The next step in multinational cooperation is true integration — shared data formats, automated exchanges and unified threat-reporting protocols that allow one nation’s radar picture or satellite cue to trigger another’s response. As maritime threats increasingly cross borders, building this level of trust and technical integration has become as critical as the patrols themselves.
Maritime Analysis & Operations Centres (MAOCs) are one model. For example, MAOC–N (Narcotics) is a European intelligence fusion center where liaison officers from police, customs, militaries and navies of EU states co-locate to coordinate drug and arms interdiction by sea. MAOC-N shares a common operational picture and task forces: it “coordinates maritime and aviation intelligence, resources, and trained personnel to respond to the threat posed by illicit drug trafficking by sea”. Critically, MAOC -N also works closely with EUROPOL, UN agencies and other nations (even outside Europe) to pool data.

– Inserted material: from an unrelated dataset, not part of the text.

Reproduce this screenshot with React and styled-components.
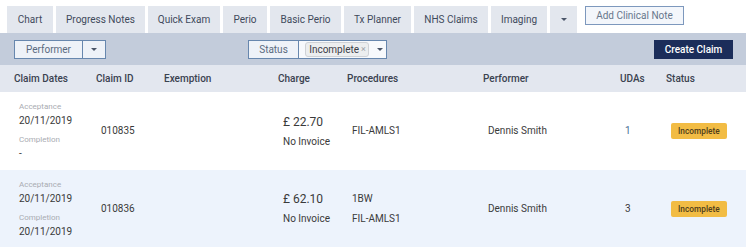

Maritime Domain Awareness Technology and Solutions
Modern MDA depends on fusing multiple sensors and data sources to create comprehensive situational awareness of maritime activities. Traditional tools like coastal radar, AIS transponders and maritime patrols remain fundamental. But today’s threats require integrating additional sources including satellite imagery (optical and synthetic aperture radar), airborne drones, space-based AIS, even radiofrequency (RF) geolocation satellites. SIGINT adds another critical layer by detecting RF anomalies and geolocating real transmitter emissions, helping expose vessels whose AIS positions are spoofed or inconsistent with their true location. In addition, crucial information can come from open-source intelligence (analyzing news, social media, shipping manifests) and signals intelligence (e.g. analyzing smuggler communications or spoofed AIS signals).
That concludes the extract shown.